Let me conclude by going back to the 18th century. In Chisholm v. Georgia, the first United States Attorney General, Edmund Randolph, commented on the enforcement of some of the aforementioned constitutional limits.
Arguing in favor of jurisdiction over state governments, Randolph cataloged actions “expressly prohibited by the Constitution,” and he specifically mentioned violations of the Tonnage and Import/Export Clauses without congressional consent. Randolph then explained that states must be subject to jurisdiction in order to enforce exactly these requirements:
Are States then to enjoy the high priviledge of acting thus eminently wrong, without controul; or does a remedy exist? The love of morality would lead us to wish that some check should be found; if the evil, which flows from it, be not too great for the good contemplated. The common law has established a principle, that no prohibitory act shall be without its vindicatory quality; or, in other words, that the infraction of a prohibitory law, although an express penalty be omitted, is still punishable.
The same logic should apply to the Emoluments Clause. The President may have committed prohibitory acts without the consent of Congress, and the infraction of a prohibitory law, although an express penalty be omitted, is still punishable.
The love of morality would lead us to wish that some check should be found. In the current emoluments suits, we may have found that check.
 Admittedly, the Valdez case was first adjudicated in state court, which may undercut some justiciability arguments, but other Tonnage Clauses cases have been filed directly in federal court.

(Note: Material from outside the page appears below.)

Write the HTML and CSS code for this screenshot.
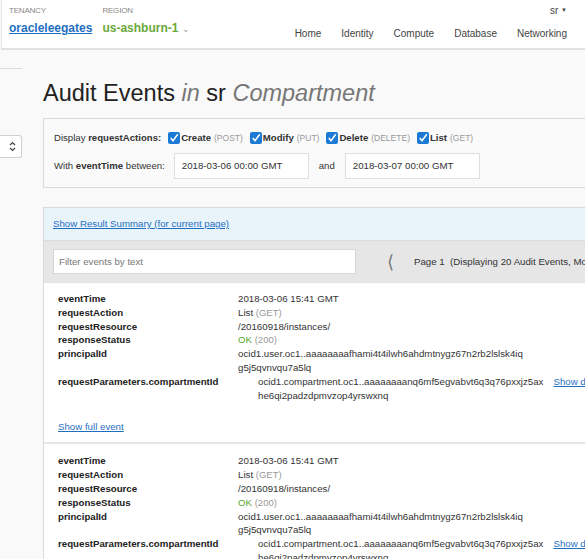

 Courts have also entertained challenges under Article IV’s provision requiring the consent of affected state legislatures for the admission of new states. For example, Rhode Island (supported by ten other states) sued the federal government over the creation of Indian country as violating the Admissions Clause without state consent. The First Circuit treated this as justiciable, but rejected the suit. See Carcieri v. Kempthorne, 497 F.3d 15 (1st Cir. 2007).